Right now, a lot of cooperation seems to be focused instead on "interoperability." In a recent article, two open-source veterans discuss how they have overcome their skepticism about early OSCOM efforts to foster more interoperability among open-source CMS packages. Indeed, some progress has been made on common standards. This is useful, but doesn't solve the key problem of too many undead projects. Moreover, I believe that customers remain less concerned about interoperability between prospective CMS implementations, and more about integration between CMS applications and other enterprise systems like document management, print publishing, or asset management systems -- many of which inevitably are commercial in origin.
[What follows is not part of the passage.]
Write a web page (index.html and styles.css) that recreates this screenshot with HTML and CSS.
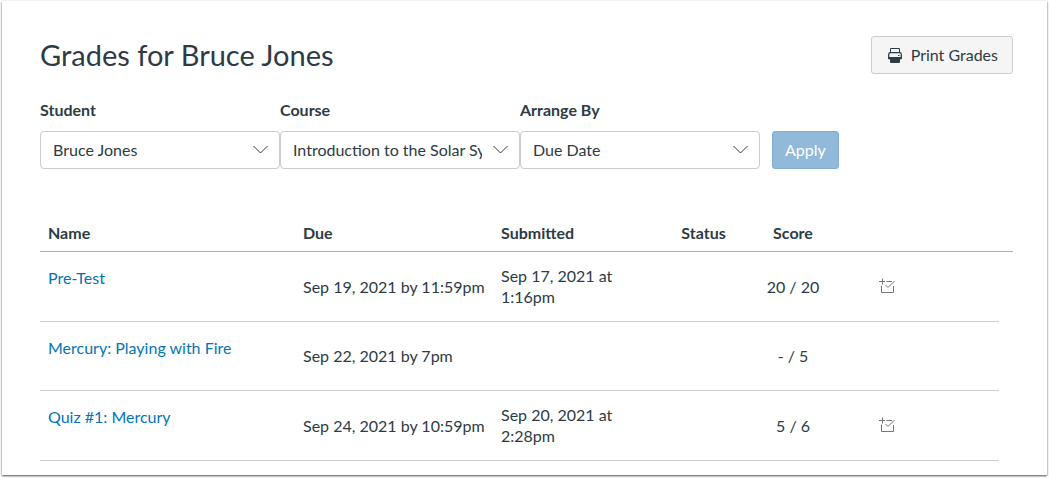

The community could also be more active in adopting larger foundational efforts as the base of their systems -- employing specifically the diverse Apache initiatives, from webserver to repository. Five years from now, it's highly likely that buyers are going to choose from among CMS solutions built on top of 4 major "enterprise" families: Oracle, IBM, Microsoft, and Apache. Might as well start aligning with the Apache project now. But more importantly, focusing CMS efforts higher up the solutions stack will make open-source CMS packages more feature-rich and relevant to content managers. The successful open-source CMS projects will be those that get out of the technology ghetto and pitch more aggressively to marketing and other business people to see what the latter really need (and here's a hint: they're generally not thinking about topic maps and the semantic web) -- then take those features to heart.
What is a prospective CMS buyer to do? The best package-selection decisions get made when content owners, marketing staff, and IT specialists collaborate closely in the final choice, so they all obtain what they need. Working together and carefully testing their alternatives, they might pick an open-source CMS product. Increasingly, I think, they will pick a commercial alternative instead.